[Data excerpt]
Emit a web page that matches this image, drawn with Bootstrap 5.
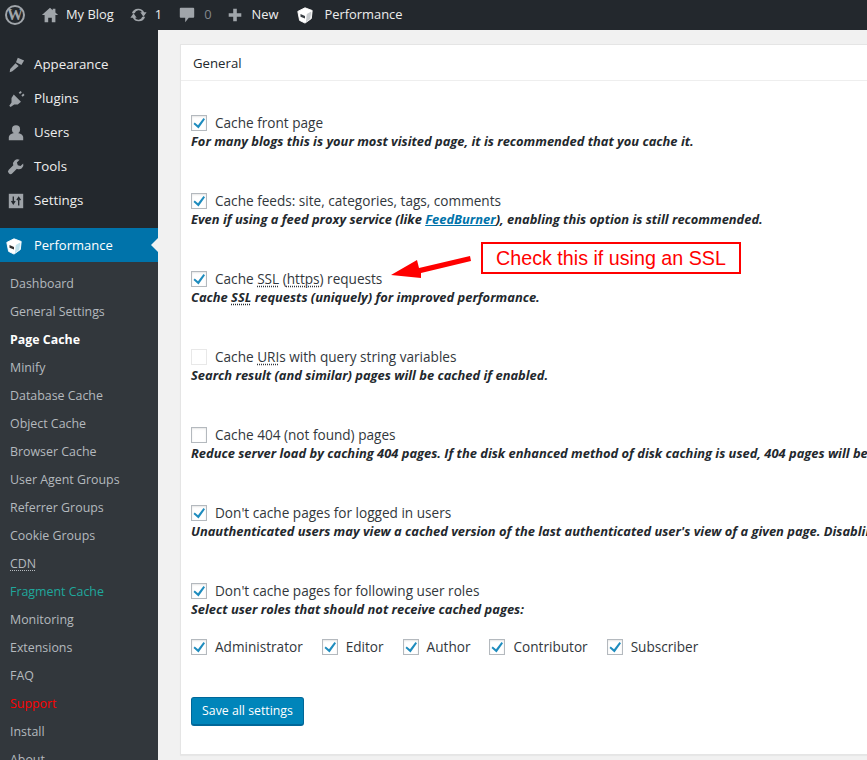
<!DOCTYPE html>
<html lang="en"><head><meta charset="utf-8"><title>Page Cache</title>
<link href="https://cdn.jsdelivr.net/npm/bootstrap@5.3.0/dist/css/bootstrap.min.css" rel="stylesheet">
<style>
html,body{height:760px;overflow:hidden;background:#f1f1f1;font-family:"Open Sans","Noto Sans",sans-serif;font-size:13px;color:#23282d}
.wpbar{height:30px;background:#23282d;color:#eee;font-size:12.9px;padding-left:5px}
.wpbar span.tx{line-height:28px;padding-bottom:2px}
.wpbar svg{fill:#a0a5aa;display:block;flex:none}
.wlogo{width:20px;height:20px;border:2px solid #a0a5aa;border-radius:50%;color:#a0a5aa;font:700 16px/16px "Liberation Serif",serif;text-align:center;flex:none;margin-right:16px}
.m7{margin-right:7px}.m8{margin-right:8px}.m10{margin-right:10px}.m14{margin-right:14px}.m15{margin-right:15px}.m16{margin-right:16px}.m18{margin-right:18px}
.tx.dim{color:#82878c}
.stage{height:730px;position:relative;overflow:hidden}
.sidebar{width:158px;background:#23282d;height:730px;overflow:hidden;flex:none;padding-top:17px}
.mitem{height:34px;color:#eee;font-size:13.3px;padding-left:7px;padding-top:2px;gap:9px}
.mitem svg{fill:#9ea3a8;width:18px;height:18px;flex:none}
.mitem.on{background:#0073aa;color:#fff;margin-top:11px;position:relative;padding-left:5px;gap:11px;font-size:13px}
.mitem.on::after{content:"";position:absolute;right:0;top:10px;border:7px solid transparent;border-right-color:#f1f1f1;border-left:0}
.submenu{background:#32373c;padding-top:8px;height:510px}
.subitem{height:28px;line-height:28px;padding-left:10px;color:#b4b9be;font-size:12.4px}
.subitem.cur{color:#fff;font-weight:700}
.subitem.teal{color:#1fa89c}
.subitem.red{color:#f00}
abbr.dot{text-decoration:underline dotted;text-underline-offset:2px;cursor:help}
.content{padding:14px 0 0 22px;min-width:0;flex:1}
.panel{width:760px;height:711px;background:#fff;border:1px solid #e5e5e5;box-shadow:0 1px 1px rgba(0,0,0,.04)}
.panelhead{height:36px;line-height:36px;padding-left:12px;border-bottom:1px solid #eee;color:#23282d;font-size:13.2px}
.panelbody{padding:33px 0 0 10px;white-space:nowrap}
.opt{height:36px;margin-bottom:42px}
.opt.tail{margin-bottom:20px}
.optline{height:18px;gap:8px;font-size:13.6px;color:#32373c}
.cb{width:16px;height:16px;flex:none;border:1px solid #b4b9be;background:#fff;box-shadow:inset 0 1px 2px rgba(0,0,0,.1);display:block}
.cb svg{display:block;width:14px;height:14px;fill:#1e8cbe}
.cb.off{border-color:#e8e8e8;box-shadow:none}
.hint{line-height:18px;font-style:italic;font-weight:700;font-size:12.9px;color:#23282d}
.hint a{color:#0073aa}
.roles{gap:19px;height:18px}
.saveb{margin-top:41px;display:block;height:29px;width:113px;padding:0;background:#0085ba;border:1px solid #006799;border-bottom-width:2px;border-radius:3px;color:#fff;font-size:12.3px}
.note{position:absolute;left:481px;top:212px;width:260px;height:32px;border:2px solid #f00;background:#fff;color:#f00;font:19.7px/28px "Liberation Sans",sans-serif;text-align:center}
.arrow{position:absolute;left:390px;top:220px;width:84px;height:30px}
</style></head><body>
<header class="wpbar d-flex align-items-center">
 <div class="wlogo">W</div>
 <svg class="m7" width="18" height="18" viewBox="0 0 20 20"><path d="M10 2 1 10h3v8h4v-5h4v5h4v-8h3l-3-2.700V3h-3v1.600z"/></svg><span class="tx m15">My Blog</span>
 <svg class="m7" width="19" height="18" viewBox="0 0 20 20"><path d="M10 3a7 7 0 0 1 6.300 4H19l-3.500 5L12 7h2a4.500 4.500 0 0 0-8.200 1H2.600A7.500 7.500 0 0 1 10 3zM1 13l3.500-5L8 13H6a4.500 4.500 0 0 0 8.200-1h3.200A7.500 7.500 0 0 1 10 17a7 7 0 0 1-6.300-4z"/></svg><span class="tx m16">1</span>
 <svg class="m8" width="18" height="18" viewBox="0 0 20 20"><path d="M3 2h14a1 1 0 0 1 1 1v9a1 1 0 0 1-1 1h-5l-4 5v-5H3a1 1 0 0 1-1-1V3a1 1 0 0 1 1-1z"/></svg><span class="tx dim m14">0</span>
 <svg class="m8" width="18" height="18" viewBox="0 0 20 20"><path d="M8 3h4v5h5v4h-5v5H8v-5H3V8h5z"/></svg><span class="tx m18">New</span>
 <svg class="m10" width="18" height="18" viewBox="0 0 20 20"><path d="M2 6l8-4 8 3-1 9-7 5-6-3z" fill="#fff" stroke="#fff" stroke-linejoin="round"/><path d="M12 9l5-3-1 8-5 4z" fill="#c9cccf"/><path d="M5 9l5 2v3l-5-2z" fill="#3a3f44"/></svg><span class="tx">Performance</span>
</header>
<div class="stage d-flex">
 <nav class="sidebar">
  <div class="mitem d-flex align-items-center"><svg viewBox="0 0 20 20"><path d="M12 2l7 3-3 5-6-3zM9.500 8l3.500 3-7 6-3 1 .5-3.500z"/></svg>Appearance</div>
  <div class="mitem d-flex align-items-center"><svg viewBox="0 0 20 20"><path d="M13 3l2-2 1.500 1.500-2 2zM16 6l2-2 1.500 1.500-2 2zM7.500 5l8 8-3.500 3H8l-4 3-1.500-1.500L5 14V9z"/></svg>Plugins</div>
  <div class="mitem d-flex align-items-center"><svg viewBox="0 0 20 20"><circle cx="10" cy="6" r="4.500"/><path d="M2 18v-3c0-3 3-5 8-5s8 2 8 5v3z"/></svg>Users</div>
  <div class="mitem d-flex align-items-center"><svg viewBox="0 0 20 20"><path d="M18 6l-3 3-3-1-1-3 3-3a5 5 0 0 0-7 6L2 13a2.500 2.500 0 0 0 4 4l5-5a5 5 0 0 0 7-6z"/></svg>Tools</div>
  <div class="mitem d-flex align-items-center"><svg viewBox="0 0 20 20"><path d="M2 2h16v16H2z"/><path d="M7 5v7M5 10l2 3 2-3M13 15V8M11 9l2-3 2 3" fill="none" stroke="#23282d" stroke-width="1.500"/></svg>Settings</div>
  <div class="mitem on d-flex align-items-center"><svg viewBox="0 0 20 20"><path d="M2 6l8-4 8 3-1 9-7 5-6-3z" fill="#fff" stroke="#fff" stroke-linejoin="round"/><path d="M12 9l5-3-1 8-5 4z" fill="#bfe3ee"/><path d="M5 9l5 2v3l-5-2z" fill="#333"/></svg>Performance</div>
  <div class="submenu">
   <div class="subitem">Dashboard</div><div class="subitem">General Settings</div><div class="subitem cur">Page Cache</div><div class="subitem">Minify</div><div class="subitem">Database Cache</div><div class="subitem">Object Cache</div><div class="subitem">Browser Cache</div><div class="subitem">User Agent Groups</div><div class="subitem">Referrer Groups</div><div class="subitem">Cookie Groups</div><div class="subitem"><abbr class="dot">CDN</abbr></div><div class="subitem teal">Fragment Cache</div><div class="subitem">Monitoring</div><div class="subitem">Extensions</div><div class="subitem">FAQ</div><div class="subitem red">Support</div><div class="subitem">Install</div><div class="subitem">About</div>
  </div>
 </nav>
 <main class="content">
  <section class="panel">
   <div class="panelhead">General</div>
   <div class="panelbody">
    <div class="opt"><div class="optline d-flex align-items-center"><span class="cb"><svg viewBox="0 0 14 14"><path d="M11.500 2 13 3.200 6.500 12.500 1.500 8l1.200-1.500 3.300 2.800z"/></svg></span>Cache front page</div><div class="hint">For many blogs this is your most visited page, it is recommended that you cache it.</div></div>
    <div class="opt"><div class="optline d-flex align-items-center"><span class="cb"><svg viewBox="0 0 14 14"><path d="M11.500 2 13 3.200 6.500 12.500 1.500 8l1.200-1.500 3.300 2.800z"/></svg></span>Cache feeds: site, categories, tags, comments</div><div class="hint">Even if using a feed proxy service (like <a href="#">FeedBurner</a>), enabling this option is still recommended.</div></div>
    <div class="opt"><div class="optline d-flex align-items-center"><span class="cb"><svg viewBox="0 0 14 14"><path d="M11.500 2 13 3.200 6.500 12.500 1.500 8l1.200-1.500 3.300 2.800z"/></svg></span><span>Cache <abbr class="dot">SSL</abbr> (<abbr class="dot">https</abbr>) requests</span></div><div class="hint">Cache <abbr class="dot">SSL</abbr> requests (uniquely) for improved performance.</div></div>
    <div class="opt"><div class="optline d-flex align-items-center"><span class="cb off"></span><span>Cache <abbr class="dot">URI</abbr>s with query string variables</span></div><div class="hint">Search result (and similar) pages will be cached if enabled.</div></div>
    <div class="opt"><div class="optline d-flex align-items-center"><span class="cb"></span>Cache 404 (not found) pages</div><div class="hint">Reduce server load by caching 404 pages. If the disk enhanced method of disk caching is used, 404 pages will be returned with a 200 response code.</div></div>
    <div class="opt"><div class="optline d-flex align-items-center"><span class="cb"><svg viewBox="0 0 14 14"><path d="M11.500 2 13 3.200 6.500 12.500 1.500 8l1.200-1.500 3.300 2.800z"/></svg></span>Don't cache pages for logged in users</div><div class="hint">Unauthenticated users may view a cached version of the last authenticated user's view of a given page. Disabling this option is recommended.</div></div>
    <div class="opt tail"><div class="optline d-flex align-items-center"><span class="cb"><svg viewBox="0 0 14 14"><path d="M11.500 2 13 3.200 6.500 12.500 1.500 8l1.200-1.500 3.300 2.800z"/></svg></span>Don't cache pages for following user roles</div><div class="hint">Select user roles that should not receive cached pages:</div></div>
    <div class="roles d-flex">
     <div class="optline d-flex align-items-center"><span class="cb"><svg viewBox="0 0 14 14"><path d="M11.500 2 13 3.200 6.500 12.500 1.500 8l1.200-1.500 3.300 2.800z"/></svg></span>Administrator</div>
     <div class="optline d-flex align-items-center"><span class="cb"><svg viewBox="0 0 14 14"><path d="M11.500 2 13 3.200 6.500 12.500 1.500 8l1.200-1.500 3.300 2.800z"/></svg></span>Editor</div>
     <div class="optline d-flex align-items-center"><span class="cb"><svg viewBox="0 0 14 14"><path d="M11.500 2 13 3.200 6.500 12.500 1.500 8l1.200-1.500 3.300 2.800z"/></svg></span>Author</div>
     <div class="optline d-flex align-items-center"><span class="cb"><svg viewBox="0 0 14 14"><path d="M11.500 2 13 3.200 6.500 12.500 1.500 8l1.200-1.500 3.300 2.800z"/></svg></span>Contributor</div>
     <div class="optline d-flex align-items-center"><span class="cb"><svg viewBox="0 0 14 14"><path d="M11.500 2 13 3.200 6.500 12.500 1.500 8l1.200-1.500 3.300 2.800z"/></svg></span>Subscriber</div>
    </div>
    <button type="button" class="btn saveb">Save all settings</button>
   </div>
  </section>
 </main>
 <svg class="arrow" viewBox="0 0 84 30"><path d="M1 25 27 10 29 18 80 6 81 11 31 23 31 28z" fill="#f00"/></svg>
 <div class="note">Check this if using an SSL</div>
</div>
</body></html>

[To do] Lines of the material that contain the word "with" are to be gathered.

[Task solution]
Emit a web page that matches this image, drawn with Bootstrap 5.
    <div class="opt"><div class="optline d-flex align-items-center"><span class="cb off"></span><span>Cache <abbr class="dot">URI</abbr>s with query string variables</span></div><div class="hint">Search result (and similar) pages will be cached if enabled.</div></div>
    <div class="opt"><div class="optline d-flex align-items-center"><span class="cb"></span>Cache 404 (not found) pages</div><div class="hint">Reduce server load by caching 404 pages. If the disk enhanced method of disk caching is used, 404 pages will be returned with a 200 response code.</div></div>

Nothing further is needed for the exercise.